■ **RECORDED INFORMATION**
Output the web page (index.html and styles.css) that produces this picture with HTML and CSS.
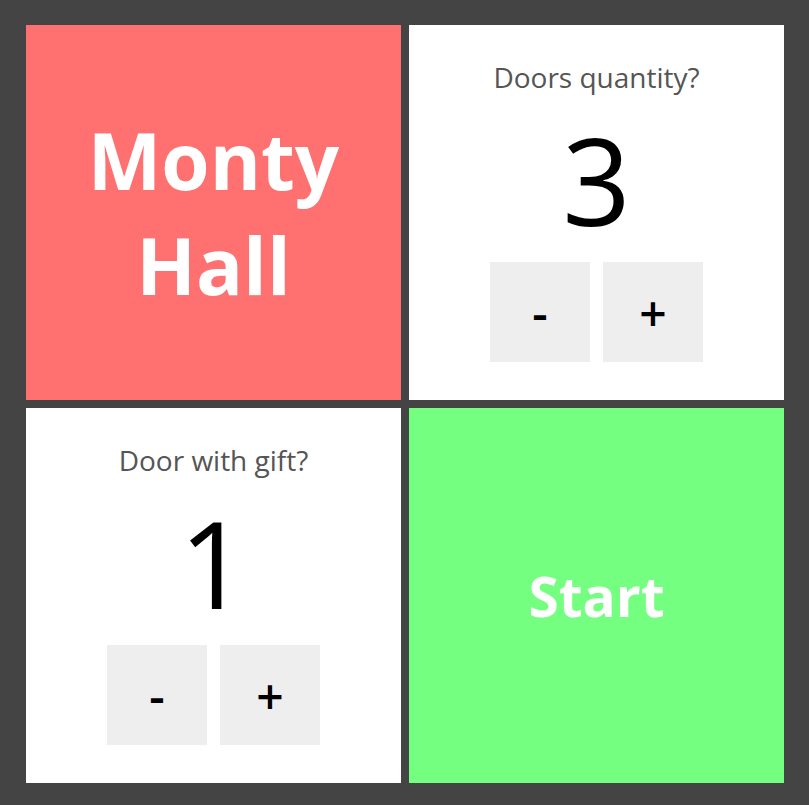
FILE: index.html
```html
<!DOCTYPE html>
<html>
<head>
<meta charset="utf-8">
<link rel="stylesheet" href="styles.css">
</head>
<body>
<div class="board">
  <div class="card title"><h1>Monty<br>Hall</h1></div>
  <div class="card picker">
    <div class="label">Doors quantity?</div>
    <div class="value">3</div>
    <div class="buttons"><button class="btn">-</button><button class="btn">+</button></div>
  </div>
  <div class="card picker">
    <div class="label">Door with gift?</div>
    <div class="value">1</div>
    <div class="buttons"><button class="btn">-</button><button class="btn">+</button></div>
  </div>
  <div class="card start"><span>Start</span></div>
</div>
</body>
</html>
```

FILE: styles.css
```css
html, body {
  margin: 0;
  padding: 0;
  background: #444444;
  font-family: "Open Sans", "Noto Sans", sans-serif;
}
.board {
  display: grid;
  grid-template-columns: 375px 375px;
  grid-template-rows: 375px 375px;
  gap: 8px;
  padding: 25px 0 0 26px;
}
.card {
  display: flex;
  flex-direction: column;
  align-items: center;
  justify-content: center;
  background: #ffffff;
}
.title {
  background: #ff7070;
}
.title h1 {
  margin: 0;
  color: #ffffff;
  font-size: 78px;
  line-height: 105px;
  font-weight: 700;
  text-align: center;
}
.start {
  background: #75ff80;
  color: #ffffff;
  font-size: 55px;
  font-weight: 700;
}
.picker {
  justify-content: flex-start;
  padding-top: 33px;
}
.label {
  color: #555555;
  font-size: 28px;
  line-height: 38px;
}
.value {
  color: #000000;
  font-size: 120px;
  line-height: 150px;
  margin-top: 9px;
}
.buttons {
  display: flex;
  gap: 13px;
  margin-top: 7px;
}
.btn {
  width: 100px;
  height: 100px;
  border: none;
  background: #eeeeee;
  font-family: "Open Sans", "Noto Sans", sans-serif;
  font-size: 48px;
  font-weight: 600;
  color: #000000;
  padding: 0;
}
```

■ **SET TASK**
State the count of lines holding the string "index" in the listing above, and nothing else.

■ **FINISHED EXERCISE**
2